What is needed:
In the records below, find each line containing the word "this" and copy it.

Material to process:

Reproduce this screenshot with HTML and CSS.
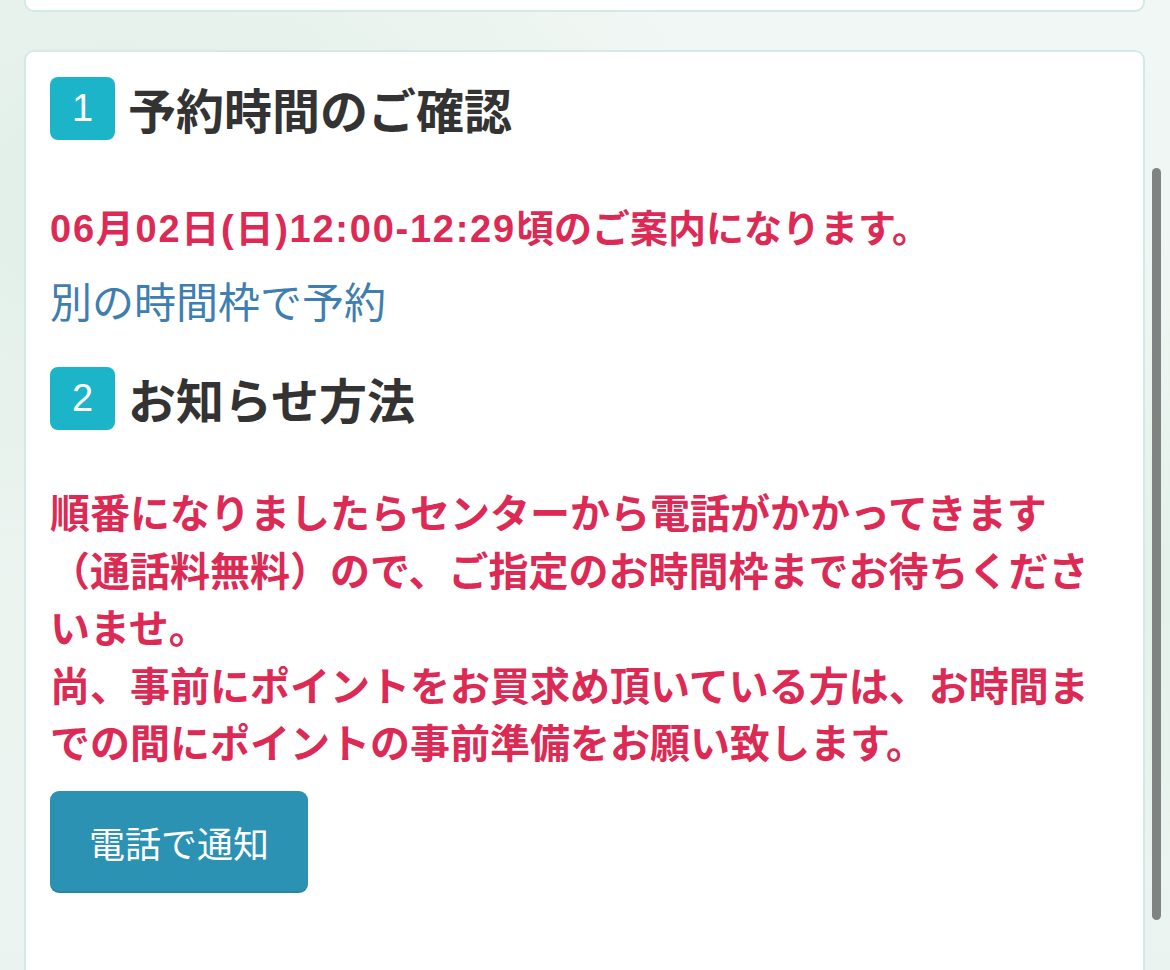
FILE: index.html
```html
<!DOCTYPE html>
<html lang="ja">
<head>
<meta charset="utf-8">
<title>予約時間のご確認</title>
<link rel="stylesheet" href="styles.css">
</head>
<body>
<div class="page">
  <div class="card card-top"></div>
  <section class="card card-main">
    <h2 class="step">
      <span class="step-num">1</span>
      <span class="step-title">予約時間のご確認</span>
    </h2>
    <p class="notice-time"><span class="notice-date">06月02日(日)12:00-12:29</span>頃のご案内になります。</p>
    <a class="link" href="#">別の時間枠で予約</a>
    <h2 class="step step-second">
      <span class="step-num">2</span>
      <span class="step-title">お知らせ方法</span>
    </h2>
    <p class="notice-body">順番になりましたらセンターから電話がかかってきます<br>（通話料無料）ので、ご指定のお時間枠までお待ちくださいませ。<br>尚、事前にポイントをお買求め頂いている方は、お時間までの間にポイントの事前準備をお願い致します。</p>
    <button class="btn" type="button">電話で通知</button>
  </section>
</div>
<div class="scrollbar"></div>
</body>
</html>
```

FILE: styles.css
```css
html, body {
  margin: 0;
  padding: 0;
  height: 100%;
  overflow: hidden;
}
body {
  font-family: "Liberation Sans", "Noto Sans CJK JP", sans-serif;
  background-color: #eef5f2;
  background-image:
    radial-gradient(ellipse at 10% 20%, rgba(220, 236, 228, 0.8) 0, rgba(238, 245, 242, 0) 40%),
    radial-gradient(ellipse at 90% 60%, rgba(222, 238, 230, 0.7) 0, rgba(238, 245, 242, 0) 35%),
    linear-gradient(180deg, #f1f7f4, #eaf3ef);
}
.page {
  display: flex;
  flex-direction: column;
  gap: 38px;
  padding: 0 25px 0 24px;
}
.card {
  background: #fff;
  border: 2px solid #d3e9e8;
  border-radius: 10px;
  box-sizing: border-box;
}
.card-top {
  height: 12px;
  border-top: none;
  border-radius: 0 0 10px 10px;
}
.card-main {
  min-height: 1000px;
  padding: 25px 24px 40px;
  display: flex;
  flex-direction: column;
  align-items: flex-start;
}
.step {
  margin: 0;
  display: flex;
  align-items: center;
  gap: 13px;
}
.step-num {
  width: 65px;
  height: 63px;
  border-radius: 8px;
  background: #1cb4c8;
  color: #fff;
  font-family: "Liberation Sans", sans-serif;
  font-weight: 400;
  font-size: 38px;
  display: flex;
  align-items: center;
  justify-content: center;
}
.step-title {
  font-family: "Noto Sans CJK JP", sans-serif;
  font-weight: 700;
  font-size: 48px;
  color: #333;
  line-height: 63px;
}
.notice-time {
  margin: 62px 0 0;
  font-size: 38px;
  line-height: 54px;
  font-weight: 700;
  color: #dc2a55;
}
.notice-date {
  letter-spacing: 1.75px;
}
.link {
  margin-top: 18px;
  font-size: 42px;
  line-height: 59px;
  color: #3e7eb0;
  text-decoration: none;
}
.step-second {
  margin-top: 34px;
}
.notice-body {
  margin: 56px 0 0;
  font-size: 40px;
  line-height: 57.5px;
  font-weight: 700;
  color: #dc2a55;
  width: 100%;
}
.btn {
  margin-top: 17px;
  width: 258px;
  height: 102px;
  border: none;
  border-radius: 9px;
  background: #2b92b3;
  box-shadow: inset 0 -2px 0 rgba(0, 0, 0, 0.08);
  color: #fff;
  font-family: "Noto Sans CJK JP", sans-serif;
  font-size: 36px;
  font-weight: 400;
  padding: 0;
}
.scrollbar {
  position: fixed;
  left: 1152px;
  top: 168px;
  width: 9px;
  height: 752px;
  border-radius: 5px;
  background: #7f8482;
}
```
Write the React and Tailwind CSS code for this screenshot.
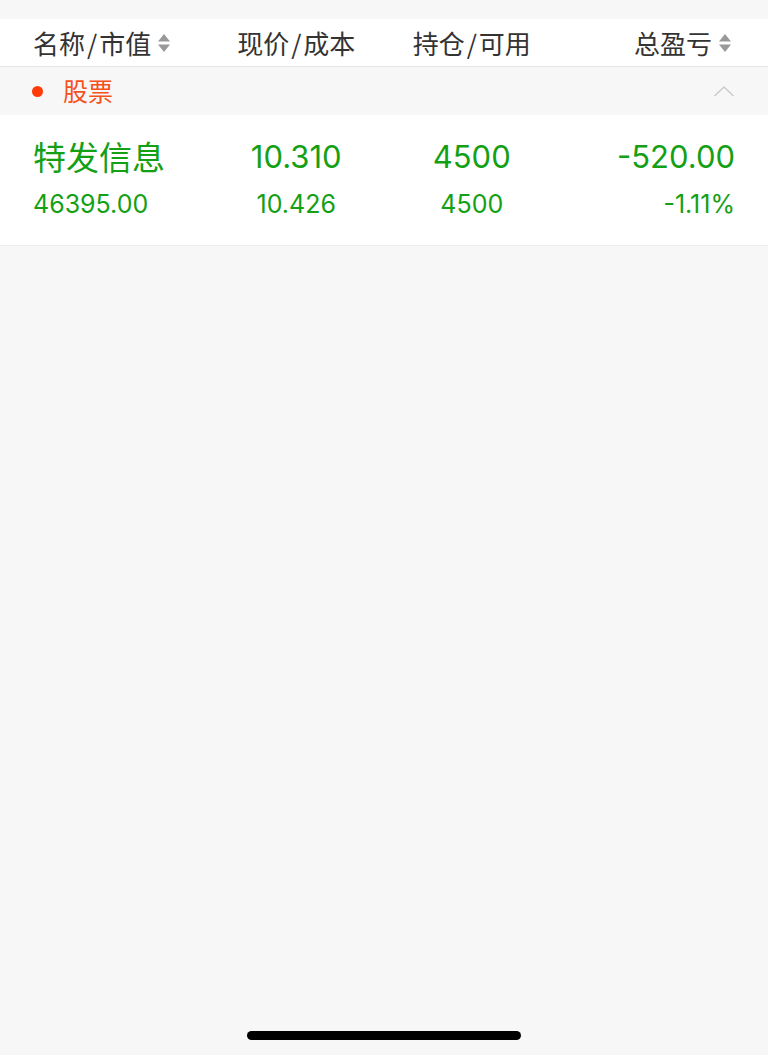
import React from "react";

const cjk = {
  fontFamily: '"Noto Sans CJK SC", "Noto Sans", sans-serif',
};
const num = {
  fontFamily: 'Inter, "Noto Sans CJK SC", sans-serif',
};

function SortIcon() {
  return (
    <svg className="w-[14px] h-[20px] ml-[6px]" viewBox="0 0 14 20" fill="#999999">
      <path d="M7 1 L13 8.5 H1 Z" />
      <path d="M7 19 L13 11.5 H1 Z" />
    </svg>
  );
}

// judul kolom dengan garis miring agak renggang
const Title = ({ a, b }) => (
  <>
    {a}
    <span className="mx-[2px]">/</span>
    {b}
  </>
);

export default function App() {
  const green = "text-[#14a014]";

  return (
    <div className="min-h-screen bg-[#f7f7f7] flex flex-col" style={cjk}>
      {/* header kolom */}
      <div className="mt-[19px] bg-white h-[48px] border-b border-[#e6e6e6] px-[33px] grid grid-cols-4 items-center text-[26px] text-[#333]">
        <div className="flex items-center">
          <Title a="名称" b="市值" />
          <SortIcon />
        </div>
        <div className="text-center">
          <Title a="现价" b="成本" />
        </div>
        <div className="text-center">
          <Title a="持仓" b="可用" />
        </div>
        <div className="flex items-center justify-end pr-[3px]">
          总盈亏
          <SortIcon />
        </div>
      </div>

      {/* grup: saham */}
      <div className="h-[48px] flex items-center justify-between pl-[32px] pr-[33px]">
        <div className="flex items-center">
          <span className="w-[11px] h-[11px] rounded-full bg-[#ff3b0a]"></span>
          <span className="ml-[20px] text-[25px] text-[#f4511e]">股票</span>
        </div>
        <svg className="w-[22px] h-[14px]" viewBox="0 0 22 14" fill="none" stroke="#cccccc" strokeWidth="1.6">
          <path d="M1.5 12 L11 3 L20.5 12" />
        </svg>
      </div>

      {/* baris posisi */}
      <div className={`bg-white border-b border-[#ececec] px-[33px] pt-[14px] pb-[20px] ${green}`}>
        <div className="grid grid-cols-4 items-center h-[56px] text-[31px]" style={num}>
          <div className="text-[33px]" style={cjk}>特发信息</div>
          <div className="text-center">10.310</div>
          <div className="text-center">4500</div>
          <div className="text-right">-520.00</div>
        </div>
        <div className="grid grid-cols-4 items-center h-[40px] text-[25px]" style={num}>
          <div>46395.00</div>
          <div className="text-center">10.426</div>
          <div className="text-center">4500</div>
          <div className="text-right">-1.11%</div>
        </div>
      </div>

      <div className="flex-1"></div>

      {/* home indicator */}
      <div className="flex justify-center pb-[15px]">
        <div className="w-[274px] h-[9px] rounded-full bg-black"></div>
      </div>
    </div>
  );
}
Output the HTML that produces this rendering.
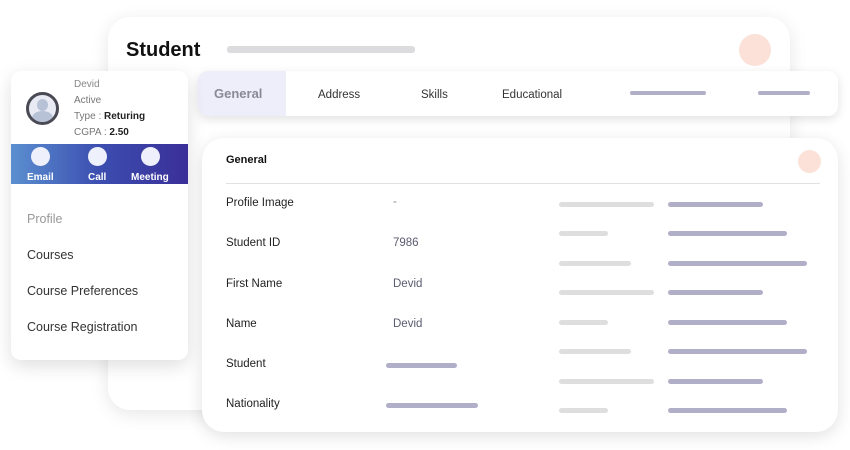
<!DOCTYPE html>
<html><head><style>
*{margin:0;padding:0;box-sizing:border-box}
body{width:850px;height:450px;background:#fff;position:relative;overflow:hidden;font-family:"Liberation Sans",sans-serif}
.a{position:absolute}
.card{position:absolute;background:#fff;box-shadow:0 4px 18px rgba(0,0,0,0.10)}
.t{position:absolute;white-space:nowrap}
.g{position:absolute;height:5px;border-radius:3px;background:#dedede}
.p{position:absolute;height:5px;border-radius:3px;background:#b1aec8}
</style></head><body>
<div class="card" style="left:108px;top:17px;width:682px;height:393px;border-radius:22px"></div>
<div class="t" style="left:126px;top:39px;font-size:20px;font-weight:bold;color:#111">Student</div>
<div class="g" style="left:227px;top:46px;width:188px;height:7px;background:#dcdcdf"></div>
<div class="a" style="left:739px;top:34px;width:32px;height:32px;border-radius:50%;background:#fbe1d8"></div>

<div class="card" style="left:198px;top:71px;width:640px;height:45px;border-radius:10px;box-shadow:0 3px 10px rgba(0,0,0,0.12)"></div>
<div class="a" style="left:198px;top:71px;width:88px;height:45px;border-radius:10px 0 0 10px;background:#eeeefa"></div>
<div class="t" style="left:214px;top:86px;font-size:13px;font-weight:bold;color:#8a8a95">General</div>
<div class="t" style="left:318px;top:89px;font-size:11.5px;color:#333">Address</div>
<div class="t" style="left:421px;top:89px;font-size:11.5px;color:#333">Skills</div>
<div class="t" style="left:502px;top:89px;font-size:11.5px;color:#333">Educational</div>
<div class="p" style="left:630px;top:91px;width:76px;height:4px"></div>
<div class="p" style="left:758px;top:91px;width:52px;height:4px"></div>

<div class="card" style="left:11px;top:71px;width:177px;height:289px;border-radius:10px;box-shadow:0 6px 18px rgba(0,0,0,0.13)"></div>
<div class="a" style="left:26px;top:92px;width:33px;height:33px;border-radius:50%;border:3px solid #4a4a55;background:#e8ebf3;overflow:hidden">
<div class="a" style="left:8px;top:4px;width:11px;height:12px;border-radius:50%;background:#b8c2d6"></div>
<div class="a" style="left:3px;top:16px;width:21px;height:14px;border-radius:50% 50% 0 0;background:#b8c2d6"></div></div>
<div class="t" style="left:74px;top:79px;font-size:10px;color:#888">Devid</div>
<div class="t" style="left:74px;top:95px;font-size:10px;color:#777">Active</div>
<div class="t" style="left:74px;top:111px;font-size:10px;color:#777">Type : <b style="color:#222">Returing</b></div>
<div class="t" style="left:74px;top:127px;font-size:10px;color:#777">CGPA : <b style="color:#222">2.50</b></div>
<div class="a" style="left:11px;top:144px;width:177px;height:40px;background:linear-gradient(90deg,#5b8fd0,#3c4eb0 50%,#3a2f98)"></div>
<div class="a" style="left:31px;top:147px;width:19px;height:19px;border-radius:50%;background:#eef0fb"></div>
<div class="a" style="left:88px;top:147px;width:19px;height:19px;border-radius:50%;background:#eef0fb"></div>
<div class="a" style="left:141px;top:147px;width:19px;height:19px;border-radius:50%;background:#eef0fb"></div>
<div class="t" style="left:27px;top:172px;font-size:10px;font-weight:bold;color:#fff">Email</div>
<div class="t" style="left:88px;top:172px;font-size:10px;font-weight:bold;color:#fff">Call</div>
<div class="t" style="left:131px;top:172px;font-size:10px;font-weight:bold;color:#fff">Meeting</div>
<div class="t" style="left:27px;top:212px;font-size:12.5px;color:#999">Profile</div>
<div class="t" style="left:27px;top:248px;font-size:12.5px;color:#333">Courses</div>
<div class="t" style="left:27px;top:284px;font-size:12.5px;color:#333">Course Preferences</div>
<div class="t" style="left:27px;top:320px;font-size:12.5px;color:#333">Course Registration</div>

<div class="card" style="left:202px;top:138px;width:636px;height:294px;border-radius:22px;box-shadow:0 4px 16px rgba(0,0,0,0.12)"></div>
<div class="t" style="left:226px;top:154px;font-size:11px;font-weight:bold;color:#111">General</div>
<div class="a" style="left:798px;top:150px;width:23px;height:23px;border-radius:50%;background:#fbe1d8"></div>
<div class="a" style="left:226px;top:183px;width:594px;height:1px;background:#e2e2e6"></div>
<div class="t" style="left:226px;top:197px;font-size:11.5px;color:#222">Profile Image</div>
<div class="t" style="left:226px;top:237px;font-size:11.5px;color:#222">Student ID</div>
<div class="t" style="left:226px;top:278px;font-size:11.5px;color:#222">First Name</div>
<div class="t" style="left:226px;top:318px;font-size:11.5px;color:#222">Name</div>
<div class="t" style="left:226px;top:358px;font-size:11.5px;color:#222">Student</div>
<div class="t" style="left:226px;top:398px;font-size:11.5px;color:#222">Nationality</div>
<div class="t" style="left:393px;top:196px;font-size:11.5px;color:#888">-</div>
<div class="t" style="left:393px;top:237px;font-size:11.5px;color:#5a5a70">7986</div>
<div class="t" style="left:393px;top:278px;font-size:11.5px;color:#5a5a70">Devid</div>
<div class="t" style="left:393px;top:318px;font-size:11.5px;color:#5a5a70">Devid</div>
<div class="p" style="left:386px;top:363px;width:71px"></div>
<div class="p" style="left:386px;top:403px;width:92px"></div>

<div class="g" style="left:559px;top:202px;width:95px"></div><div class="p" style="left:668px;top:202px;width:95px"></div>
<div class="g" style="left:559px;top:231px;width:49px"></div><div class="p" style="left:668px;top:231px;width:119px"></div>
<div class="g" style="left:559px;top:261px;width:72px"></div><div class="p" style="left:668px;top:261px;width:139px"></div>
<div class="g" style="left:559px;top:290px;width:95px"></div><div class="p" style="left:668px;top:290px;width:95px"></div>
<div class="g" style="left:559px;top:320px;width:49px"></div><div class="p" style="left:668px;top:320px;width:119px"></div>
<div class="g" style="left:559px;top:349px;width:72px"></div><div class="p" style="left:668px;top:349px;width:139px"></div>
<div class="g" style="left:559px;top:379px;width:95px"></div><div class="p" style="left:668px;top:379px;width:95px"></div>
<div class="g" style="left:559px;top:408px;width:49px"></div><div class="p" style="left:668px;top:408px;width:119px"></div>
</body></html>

Right answer:
Reproduce this screenshot with HTML and CSS.
Write the React and Tailwind CSS code for this screenshot.
Output the HTML that produces this rendering.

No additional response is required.